> INSTRUCTIONS FOR THE TASK
Pull out from the material below all lines with "this".

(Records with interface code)
--- Start ---

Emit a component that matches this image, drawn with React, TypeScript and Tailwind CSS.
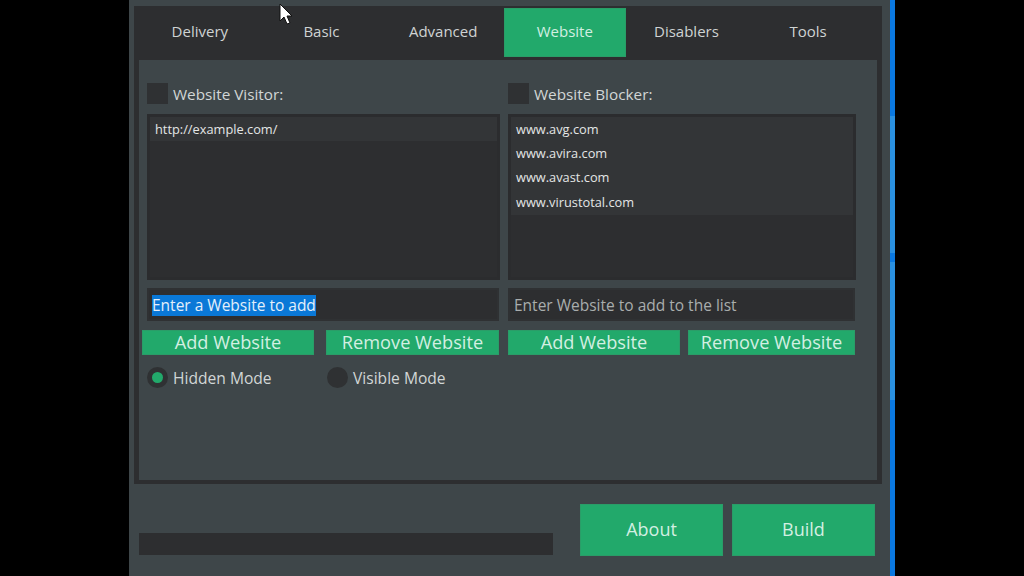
const font = 'font-["Open_Sans","Noto_Sans",sans-serif]';

const tabs = ['Delivery', 'Basic', 'Advanced', 'Website', 'Disablers', 'Tools'];

function GreenButton({ label, className }: { label: string; className: string }) {
  return (
    <button className={`flex items-center justify-center border border-[#2a9d68] bg-[#22a96b] text-[#d3efe2] ${className}`}>
      {label}
    </button>
  );
}

function CheckRow({ label }: { label: string }) {
  return (
    <div className="flex h-[21px] items-center gap-[5px] text-[15.3px] text-[#d2d6d6]">
      <div className="h-[21px] w-[21px] bg-[#2f3133]" />
      <span className="pt-[2px]">{label}</span>
    </div>
  );
}

function SiteList({ items, className }: { items: string[]; className: string }) {
  return (
    <div className={`mt-[10px] h-[166px] border-[3px] border-[#2b2c2e] bg-[#2d2e30] ${className}`}>
      <div className="bg-[#333537]">
        {items.map((item) => (
          <div key={item} className="flex h-[24.4px] items-center pl-[5px] text-[12.8px] text-[#e4e6e6]">
            {item}
          </div>
        ))}
      </div>
    </div>
  );
}

function Radio({ label, checked }: { label: string; checked?: boolean }) {
  return (
    <div className="flex h-[21px] w-[180px] shrink-0 items-center gap-[5px] text-[15.6px] text-[#d2d6d6]">
      <div className="flex h-[21px] w-[21px] items-center justify-center rounded-full bg-[#2f3133]">
        {checked && <div className="h-[11px] w-[11px] rounded-full bg-[#22a96b]" />}
      </div>
      <span className="pt-[3px]">{label}</span>
    </div>
  );
}

export default function App() {
  return (
    <div className={`flex h-[576px] w-[1024px] overflow-hidden bg-black ${font}`}>
      <div className="w-[129px] shrink-0" />
      <div className="flex h-full w-[761px] shrink-0 flex-col bg-[#3e4649] pt-[6px] pl-[5px]">
        <div className="h-[478px] w-[748px] bg-[#2d2e30] px-[5px] pt-[2px]">
          <div className="flex h-[49px]">
            {tabs.map((tab) => (
              <div
                key={tab}
                className={`flex w-[121.67px] items-center justify-center pb-[2px] text-[15px] ${
                  tab === 'Website' ? 'border border-[#2a9d68] bg-[#22a96b] text-[#d3efe2]' : 'text-[#cfd3d3]'
                }`}
              >
                {tab}
              </div>
            ))}
          </div>
          <div className="mt-[3px] h-[420px] w-[738px] bg-[#3e4649] pt-[23px] pl-[8px]">
            <div className="flex gap-[8px]">
              <div className="w-[353px]">
                <CheckRow label="Website Visitor:" />
                <SiteList items={['http://example.com/']} className="w-[353px]" />
                <div className="mt-[8px] flex h-[33px] w-[352px] items-center border-[2px] border-[#2f3133] bg-[#2d2e30] pl-[3px] text-[15.5px] text-[#d2d6d6]">
                  <span className="mt-px bg-[#0a78d7] leading-[21px] text-[#e4effa]">Enter a Website to add</span>
                </div>
                <div className="mt-[9px] -ml-[5px] flex gap-[12px] text-[18.2px]">
                  <GreenButton label="Add Website" className="h-[25px] w-[172px]" />
                  <GreenButton label="Remove Website" className="h-[25px] w-[173px]" />
                </div>
                <div className="mt-[12px] flex">
                  <Radio label="Hidden Mode" checked />
                  <Radio label="Visible Mode" />
                </div>
              </div>
              <div className="w-[348px]">
                <CheckRow label="Website Blocker:" />
                <SiteList items={['www.avg.com', 'www.avira.com', 'www.avast.com', 'www.virustotal.com']} className="w-[348px]" />
                <div className="mt-[8px] flex h-[33px] w-[347px] items-center border-[2px] border-[#2f3133] bg-[#2d2e30] pt-[2px] pl-[4px] text-[15.5px] text-[#a9adad]">
                  Enter Website to add to the list
                </div>
                <div className="mt-[9px] flex gap-[8px] text-[18.2px]">
                  <GreenButton label="Add Website" className="h-[25px] w-[172px]" />
                  <GreenButton label="Remove Website" className="h-[25px] w-[167px]" />
                </div>
              </div>
            </div>
          </div>
        </div>
        <div className="mt-[20px] flex items-end pl-[5px]">
          <div className="mb-[1px] h-[22px] w-[414px] bg-[#2d2e30]" />
          <GreenButton label="About" className="ml-[27px] h-[52px] w-[143px] pb-[2px] text-[18px]" />
          <GreenButton label="Build" className="ml-[9px] h-[52px] w-[143px] pb-[2px] text-[18px]" />
        </div>
      </div>
      {/* taskbar edge behind the window */}
      <div className="flex h-full w-[5px] shrink-0 flex-col">
        <div className="h-[116px] bg-[#0a78e0]" />
        <div className="h-[137px] bg-[#2a90e0]" />
        <div className="h-[9px] bg-[#0a78e0]" />
        <div className="h-[138px] bg-[#2a90e0]" />
        <div className="flex-1 bg-[#0a78e0]" />
      </div>
      <svg className="absolute top-[3px] left-[279px]" width="15" height="23" viewBox="0 0 15 23">
        <path d="M1 1 L1 18 L5 14 L8 21 L11 20 L8 13 L13 13 Z" fill="#fff" stroke="#111" strokeWidth="1" />
      </svg>
    </div>
  );
}
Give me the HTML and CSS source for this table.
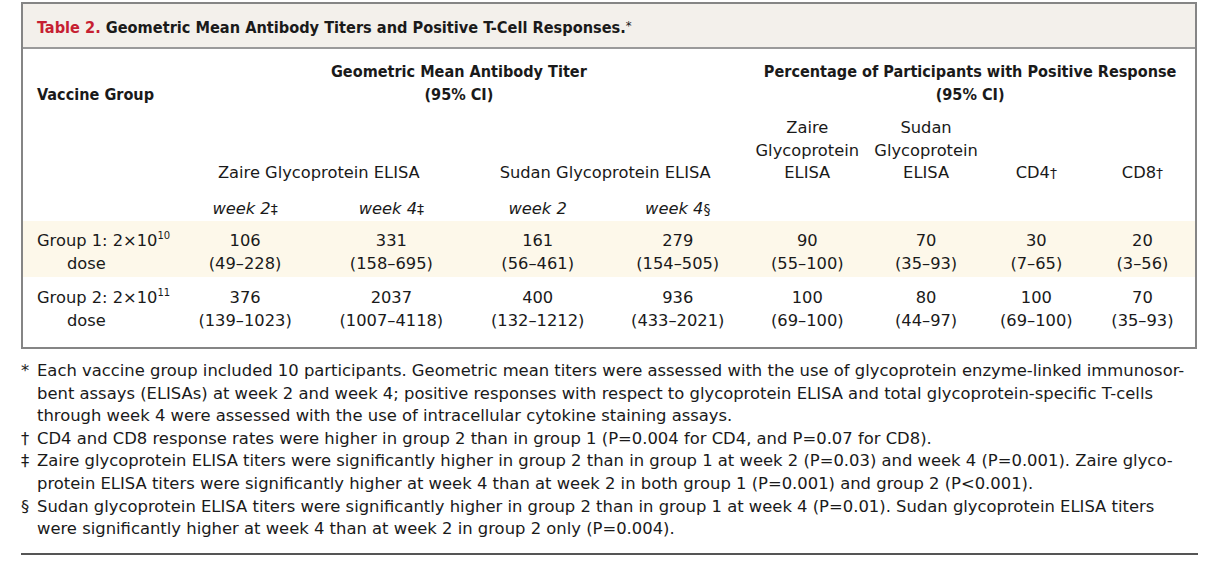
FILE: index.html
```html
<!DOCTYPE html>
<html lang="en">
<head>
<meta charset="utf-8">
<title>Table 2</title>
<link rel="stylesheet" href="styles.css">
</head>
<body>
<div class="page">
  <div class="box">
    <div class="caption"><span class="label">Table 2.</span> Geometric Mean Antibody Titers and Positive T-Cell Responses.<span class="ast">*</span></div>
    <table class="data">
      <colgroup>
        <col class="c0"><col class="c1"><col class="c2"><col class="c3"><col class="c4"><col class="c5"><col class="c6"><col class="c7"><col class="c8">
      </colgroup>
      <thead>
        <tr class="h1">
          <th class="grp">Vaccine Group</th>
          <th colspan="4" class="big">Geometric Mean Antibody Titer<br>(95% CI)</th>
          <th colspan="4" class="big">Percentage of Participants with Positive Response<br>(95% CI)</th>
        </tr>
        <tr class="h2">
          <td></td>
          <td colspan="2">Zaire Glycoprotein ELISA</td>
          <td colspan="2">Sudan Glycoprotein ELISA</td>
          <td>Zaire<br>Glycoprotein<br>ELISA</td>
          <td>Sudan<br>Glycoprotein<br>ELISA</td>
          <td>CD4<span class="mk">†</span></td>
          <td>CD8<span class="mk">†</span></td>
        </tr>
        <tr class="h3">
          <td></td>
          <td><i>week 2</i><span class="mk">‡</span></td>
          <td><i>week 4</i><span class="mk">‡</span></td>
          <td><i>week 2</i></td>
          <td><i>week 4</i><span class="mk">§</span></td>
          <td></td><td></td><td></td><td></td>
        </tr>
      </thead>
      <tbody>
        <tr class="r1">
          <td class="name">Group 1: 2×10<sup>10</sup><br><span class="dose">dose</span></td>
          <td>106<br>(49–228)</td>
          <td>331<br>(158–695)</td>
          <td>161<br>(56–461)</td>
          <td>279<br>(154–505)</td>
          <td>90<br>(55–100)</td>
          <td>70<br>(35–93)</td>
          <td>30<br>(7–65)</td>
          <td>20<br>(3–56)</td>
        </tr>
        <tr class="r2">
          <td class="name">Group 2: 2×10<sup>11</sup><br><span class="dose">dose</span></td>
          <td>376<br>(139–1023)</td>
          <td>2037<br>(1007–4118)</td>
          <td>400<br>(132–1212)</td>
          <td>936<br>(433–2021)</td>
          <td>100<br>(69–100)</td>
          <td>80<br>(44–97)</td>
          <td>100<br>(69–100)</td>
          <td>70<br>(35–93)</td>
        </tr>
      </tbody>
    </table>
  </div>
  <div class="notes">
    <p><span class="sym">*</span>Each vaccine group included 10 participants. Geometric mean titers were assessed with the use of glycoprotein enzyme-linked immunosor-<br>bent assays (ELISAs) at week 2 and week 4; positive responses with respect to glycoprotein ELISA and total glycoprotein-specific T-cells<br>through week 4 were assessed with the use of intracellular cytokine staining assays.</p>
    <p><span class="sym">†</span>CD4 and CD8 response rates were higher in group 2 than in group 1 (P=0.004 for CD4, and P=0.07 for CD8).</p>
    <p><span class="sym">‡</span>Zaire glycoprotein ELISA titers were significantly higher in group 2 than in group 1 at week 2 (P=0.03) and week 4 (P=0.001). Zaire glyco-<br>protein ELISA titers were significantly higher at week 4 than at week 2 in both group 1 (P=0.001) and group 2 (P&lt;0.001).</p>
    <p><span class="sym">§</span>Sudan glycoprotein ELISA titers were significantly higher in group 2 than in group 1 at week 4 (P=0.01). Sudan glycoprotein ELISA titers<br>were significantly higher at week 4 than at week 2 in group 2 only (P=0.004).</p>
  </div>
  <div class="rule"></div>
</div>
</body>
</html>
```

FILE: styles.css
```css
* { box-sizing: border-box; }
html, body { margin: 0; padding: 0; background: #ffffff; }
body {
  font-family: "DejaVu Sans", "Noto Sans", sans-serif;
  color: #1a1a1a;
  font-size: 16px;
}
.page {
  width: 1223px;
  padding: 2px 26px 0 21px;
}
.box {
  width: 1176px;
  border: 2px solid #858585;
}
.caption {
  background: #f3f0eb;
  border-bottom: 2px solid #9a9a9a;
  height: 45px;
  padding: 11px 0 0 14px;
  font-family: "DejaVu Sans Condensed", "DejaVu Sans", sans-serif;
  font-weight: 700;
  font-size: 16.2px;
  line-height: 22px;
  color: #1a1a1a;
  white-space: nowrap;
}
.caption .label { color: #c61f32; }
.caption .ast { font-weight: 400; vertical-align: 3px; font-size: 13px; }
table.data {
  border-collapse: collapse;
  table-layout: fixed;
  width: 1172px;
  line-height: 22.5px;
  font-size: 16.3px;
}
col.c0 { width: 149.5px; }
col.c1 { width: 145px; }
col.c2 { width: 147.5px; }
col.c3 { width: 145px; }
col.c4 { width: 135px; }
col.c5 { width: 124px; }
col.c6 { width: 113.5px; }
col.c7 { width: 107px; }
col.c8 { width: 105px; }
table.data td, table.data th {
  padding: 0;
  text-align: center;
  vertical-align: bottom;
  white-space: nowrap;
}
table.data th {
  font-family: "DejaVu Sans Condensed", "DejaVu Sans", sans-serif;
  font-weight: 700;
  font-size: 16.1px;
}
table.data .h1 th { padding-top: 12px; }
table.data .h1 th.grp { text-align: left; padding-left: 14px; }
table.data .h2 td { padding-top: 11px; }
table.data .h3 td { padding-top: 13px; padding-bottom: 1px; }
.mk { font-size: 14px; }
table.data .r1 { background: #fdf8ea; }
table.data .r1 td { padding-top: 9px; padding-bottom: 2px; }
table.data .r2 td { padding-top: 10px; padding-bottom: 15px; }
table.data td.name { text-align: left; padding-left: 14px; }
.name sup { font-size: 10px; line-height: 0; vertical-align: 7px; }
.dose { padding-left: 30px; }
.notes {
  padding: 11px 0 0 0;
  width: 1190px;
}
.notes p {
  margin: 0;
  padding-left: 16px;
  text-indent: -16px;
  line-height: 22.6px;
  font-size: 16.4px;
  white-space: nowrap;
}
.notes .sym {
  display: inline-block;
  width: 16px;
  text-indent: 0;
}
.rule {
  width: 1177px;
  height: 2px;
  background: #555555;
  margin-top: 12px;
}
```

--- End ---

> TASK RESULT
Emit a component that matches this image, drawn with React, TypeScript and Tailwind CSS.
Give me the HTML and CSS source for this table.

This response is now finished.